Trumps Zollweltkrieg
Von Jörg Kronauer
Die Perspektiven sind schlecht, und es fallen drastische Worte in der deutschen Industrie, in ihren Verbänden, in ihren Denkfabriken. 15 Prozent Zoll auf fast alles, was deutsche Unternehmen bislang in die USA exportierten: Das kostet die deutsche Wirtschaft Milliarden, und es belastet zwei ihrer drei Paradebranchen – die Kfz-Hersteller und den Maschinenbau – besonders schwer, dies übrigens exakt zu einem Zeitpunkt, zu dem ihre Exporte nach China einbrechen. Und als wenn das nicht schon schlimm genug wäre: US-Präsident Donald Trump behält sich auch noch Zölle auf Pharmazeutika vor. Es herrscht Einigkeit unter den Auguren: Die Ausfuhr der deutschen Industrie in die USA, ihren Absatzmarkt Nummer eins, wird schrumpfen, und das wird sich nicht ausgleichen lassen. Der im Niedergang begriffenen Exportmacht, die bereits jahrelang sinkende Ausfuhren hinnehmen musste, verpasst das voraussichtlich ein drittes Jahresminus und damit einen harten Schlag.

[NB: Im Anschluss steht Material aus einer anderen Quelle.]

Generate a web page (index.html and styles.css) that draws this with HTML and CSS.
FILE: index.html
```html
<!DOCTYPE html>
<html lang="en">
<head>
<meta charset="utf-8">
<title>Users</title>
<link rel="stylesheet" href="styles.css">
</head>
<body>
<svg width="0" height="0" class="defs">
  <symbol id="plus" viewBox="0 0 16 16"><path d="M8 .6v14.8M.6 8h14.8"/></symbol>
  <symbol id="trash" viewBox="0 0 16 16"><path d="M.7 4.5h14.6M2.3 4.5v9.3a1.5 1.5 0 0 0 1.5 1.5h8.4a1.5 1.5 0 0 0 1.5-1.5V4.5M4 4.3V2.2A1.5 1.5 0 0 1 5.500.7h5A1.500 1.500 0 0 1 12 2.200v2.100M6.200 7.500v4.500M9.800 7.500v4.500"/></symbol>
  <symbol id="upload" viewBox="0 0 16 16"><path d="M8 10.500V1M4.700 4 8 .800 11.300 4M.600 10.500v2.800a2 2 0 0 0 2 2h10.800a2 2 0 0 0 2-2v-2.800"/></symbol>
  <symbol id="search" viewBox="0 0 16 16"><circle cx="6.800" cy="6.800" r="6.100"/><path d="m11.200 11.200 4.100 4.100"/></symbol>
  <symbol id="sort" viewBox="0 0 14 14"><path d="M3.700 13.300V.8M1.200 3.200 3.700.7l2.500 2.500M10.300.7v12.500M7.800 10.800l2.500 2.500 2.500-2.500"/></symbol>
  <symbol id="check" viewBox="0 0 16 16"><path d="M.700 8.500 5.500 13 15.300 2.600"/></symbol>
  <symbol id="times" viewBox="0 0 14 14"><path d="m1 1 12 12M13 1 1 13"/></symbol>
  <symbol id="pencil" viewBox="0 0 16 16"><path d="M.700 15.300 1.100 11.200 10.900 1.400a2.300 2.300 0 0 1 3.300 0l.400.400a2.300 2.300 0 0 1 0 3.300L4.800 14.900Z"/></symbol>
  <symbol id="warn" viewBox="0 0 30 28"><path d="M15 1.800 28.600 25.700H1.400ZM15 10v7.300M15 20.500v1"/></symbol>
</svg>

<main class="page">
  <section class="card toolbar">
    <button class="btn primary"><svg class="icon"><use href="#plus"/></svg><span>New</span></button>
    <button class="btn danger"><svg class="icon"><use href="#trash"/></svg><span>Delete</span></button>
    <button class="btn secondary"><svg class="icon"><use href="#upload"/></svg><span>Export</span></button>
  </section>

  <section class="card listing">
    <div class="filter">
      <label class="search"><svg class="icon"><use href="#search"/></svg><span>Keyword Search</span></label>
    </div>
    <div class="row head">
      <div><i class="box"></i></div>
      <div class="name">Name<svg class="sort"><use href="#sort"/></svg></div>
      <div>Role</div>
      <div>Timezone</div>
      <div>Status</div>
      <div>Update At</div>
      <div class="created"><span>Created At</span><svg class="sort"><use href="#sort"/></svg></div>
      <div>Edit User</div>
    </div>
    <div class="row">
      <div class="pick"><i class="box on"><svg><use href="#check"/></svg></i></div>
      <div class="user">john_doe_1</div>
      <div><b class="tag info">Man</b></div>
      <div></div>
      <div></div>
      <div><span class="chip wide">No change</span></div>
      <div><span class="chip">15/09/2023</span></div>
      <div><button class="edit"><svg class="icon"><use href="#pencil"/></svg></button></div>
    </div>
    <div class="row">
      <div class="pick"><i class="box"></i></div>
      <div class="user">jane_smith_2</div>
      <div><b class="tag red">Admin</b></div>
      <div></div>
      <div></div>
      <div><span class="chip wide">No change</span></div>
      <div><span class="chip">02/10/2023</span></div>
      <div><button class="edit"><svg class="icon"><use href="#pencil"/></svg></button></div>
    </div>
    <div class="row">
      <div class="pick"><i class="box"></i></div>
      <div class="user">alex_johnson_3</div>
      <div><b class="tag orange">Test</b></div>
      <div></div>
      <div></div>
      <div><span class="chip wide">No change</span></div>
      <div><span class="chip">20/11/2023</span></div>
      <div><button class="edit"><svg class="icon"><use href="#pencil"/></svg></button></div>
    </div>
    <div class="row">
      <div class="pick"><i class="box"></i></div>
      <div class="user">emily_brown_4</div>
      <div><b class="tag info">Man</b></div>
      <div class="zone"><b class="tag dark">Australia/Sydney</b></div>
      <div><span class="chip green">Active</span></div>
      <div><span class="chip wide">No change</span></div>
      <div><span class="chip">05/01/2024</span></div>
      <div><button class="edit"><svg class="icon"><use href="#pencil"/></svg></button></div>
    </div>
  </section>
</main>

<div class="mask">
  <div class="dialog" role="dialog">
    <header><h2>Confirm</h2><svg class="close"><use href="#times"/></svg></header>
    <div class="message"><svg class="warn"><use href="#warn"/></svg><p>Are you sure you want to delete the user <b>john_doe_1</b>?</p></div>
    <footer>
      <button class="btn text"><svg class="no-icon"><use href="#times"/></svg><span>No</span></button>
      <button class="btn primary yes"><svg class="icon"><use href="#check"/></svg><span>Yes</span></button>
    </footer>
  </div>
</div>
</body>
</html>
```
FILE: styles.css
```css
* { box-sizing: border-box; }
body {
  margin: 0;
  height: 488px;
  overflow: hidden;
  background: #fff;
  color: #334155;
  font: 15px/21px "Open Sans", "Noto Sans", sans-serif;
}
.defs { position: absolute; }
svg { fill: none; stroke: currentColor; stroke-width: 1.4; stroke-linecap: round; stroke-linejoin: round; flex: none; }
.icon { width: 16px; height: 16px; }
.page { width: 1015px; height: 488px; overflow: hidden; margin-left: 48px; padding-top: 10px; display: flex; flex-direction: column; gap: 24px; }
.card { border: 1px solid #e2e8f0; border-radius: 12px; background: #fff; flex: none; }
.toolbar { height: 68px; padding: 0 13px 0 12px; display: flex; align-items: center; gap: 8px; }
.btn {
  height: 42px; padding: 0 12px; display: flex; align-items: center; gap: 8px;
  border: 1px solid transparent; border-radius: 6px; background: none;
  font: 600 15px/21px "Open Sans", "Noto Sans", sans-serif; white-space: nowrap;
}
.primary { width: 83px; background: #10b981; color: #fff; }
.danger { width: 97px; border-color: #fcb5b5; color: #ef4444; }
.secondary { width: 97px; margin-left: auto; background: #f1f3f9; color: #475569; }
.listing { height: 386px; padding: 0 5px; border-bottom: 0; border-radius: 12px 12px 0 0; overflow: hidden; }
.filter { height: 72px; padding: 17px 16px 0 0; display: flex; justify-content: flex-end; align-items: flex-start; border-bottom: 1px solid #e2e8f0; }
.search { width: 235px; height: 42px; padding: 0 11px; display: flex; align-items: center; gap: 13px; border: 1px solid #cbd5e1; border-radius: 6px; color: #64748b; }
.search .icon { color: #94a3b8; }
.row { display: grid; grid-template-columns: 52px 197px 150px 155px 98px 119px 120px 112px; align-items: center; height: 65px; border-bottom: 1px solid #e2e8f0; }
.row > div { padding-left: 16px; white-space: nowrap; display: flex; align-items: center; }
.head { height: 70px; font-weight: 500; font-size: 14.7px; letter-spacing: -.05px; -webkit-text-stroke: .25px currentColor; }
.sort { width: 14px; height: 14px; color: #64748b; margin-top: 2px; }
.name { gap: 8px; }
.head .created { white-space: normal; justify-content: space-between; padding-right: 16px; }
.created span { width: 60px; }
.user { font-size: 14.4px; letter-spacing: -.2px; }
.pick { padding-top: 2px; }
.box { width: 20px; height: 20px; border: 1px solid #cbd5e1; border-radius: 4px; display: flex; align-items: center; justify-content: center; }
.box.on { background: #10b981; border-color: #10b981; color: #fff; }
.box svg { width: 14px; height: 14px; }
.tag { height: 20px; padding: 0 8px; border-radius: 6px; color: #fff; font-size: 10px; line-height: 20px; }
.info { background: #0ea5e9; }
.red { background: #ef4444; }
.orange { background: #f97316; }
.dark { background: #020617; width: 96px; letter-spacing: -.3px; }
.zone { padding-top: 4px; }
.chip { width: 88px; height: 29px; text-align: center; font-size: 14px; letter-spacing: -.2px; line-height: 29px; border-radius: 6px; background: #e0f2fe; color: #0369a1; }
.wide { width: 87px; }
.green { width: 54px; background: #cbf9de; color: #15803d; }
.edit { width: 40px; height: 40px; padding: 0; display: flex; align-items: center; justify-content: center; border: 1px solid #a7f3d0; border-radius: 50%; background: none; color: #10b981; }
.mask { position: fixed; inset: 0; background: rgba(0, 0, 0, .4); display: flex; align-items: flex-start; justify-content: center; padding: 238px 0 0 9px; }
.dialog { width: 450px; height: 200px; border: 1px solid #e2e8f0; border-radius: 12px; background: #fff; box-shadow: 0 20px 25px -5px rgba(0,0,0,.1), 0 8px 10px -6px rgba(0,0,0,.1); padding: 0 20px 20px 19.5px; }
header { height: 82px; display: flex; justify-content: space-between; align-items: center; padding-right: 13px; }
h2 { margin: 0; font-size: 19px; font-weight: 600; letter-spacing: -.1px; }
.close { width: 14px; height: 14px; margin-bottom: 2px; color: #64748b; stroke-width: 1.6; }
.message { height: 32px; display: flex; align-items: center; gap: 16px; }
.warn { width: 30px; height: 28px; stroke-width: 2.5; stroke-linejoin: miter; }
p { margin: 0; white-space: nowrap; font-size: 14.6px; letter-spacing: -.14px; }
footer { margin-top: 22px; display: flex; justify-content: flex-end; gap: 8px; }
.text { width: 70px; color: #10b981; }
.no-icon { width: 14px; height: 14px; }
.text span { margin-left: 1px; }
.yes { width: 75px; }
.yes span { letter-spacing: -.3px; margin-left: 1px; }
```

Ungewohnt heftig waren denn auch die Reaktionen aus der deutschen Wirtschaft auf den Deal, den EU-Kommissionspräsidentin Ursula von der Leyen am Sonntag abnickte: Eine »Demütigung« sei er, eine »Kapitulation«. Da fanden sich deutsche Ökonomen komplett auf der Seite französischer Politiker wieder, die auf nahezu das gleiche Vokabular zurückgriffen, wenn auch aus anderen Gründen. Ihre Wirtschaft wird zwar weniger stark getroffen als die deutsche; doch verwiesen nicht zuletzt Regierungsmitglieder darauf, dass die EU den Anspruch erhebe, eine globale Großmacht zu sein – wenn auch eher nicht militärisch, so doch ökonomisch. Wer aber schwach verhandle, wer, wie von der Leyen, auch nicht ansatzweise auf Willkürzölle mit Gegenzöllen reagiere und anschließend eine miserable Vereinbarung akzeptiere, habe diesen Anspruch verloren. Nebenbei: Für von der Leyen verheißt das vermutlich auch persönlich nichts Gutes.
Als eigentlicher Sieger in Trumps Zollweltkrieg zeichnet sich aktuell China ab, das am Montag in Stockholm Verhandlungen über eine Verlängerung seines Zoll-»Waffenstillstands« mit den USA führte. Der Volksrepublik ist es als einzigem Staat weltweit gelungen, die US-Administration zum Einknicken, zur Rücknahme des größten Teils ihrer Zölle zu zwingen. Dazu hat Beijing geschickt ausgenutzt, dass zum einen wegen des sich abzeichnenden zollbedingten Preisanstiegs an der »MAGA«-Basis Ärger drohte – und dass zum zweiten die US-Industrie von unverzichtbaren seltenen Erden aus China abhängig ist. Damit hat die Volksrepublik, langfristig planend, sich mächtige Hebel gesichert, die es ihr erlauben, sich gegen Washington zu behaupten. Im Unterschied zur EU schwadroniert sie nicht endlos selbstverliebt über ihre Ansprüche; sie arbeitet still und hart daran, stärker zu werden. Dies haben viele lange Zeit übersehen. Jetzt aber zahlt es sich aus.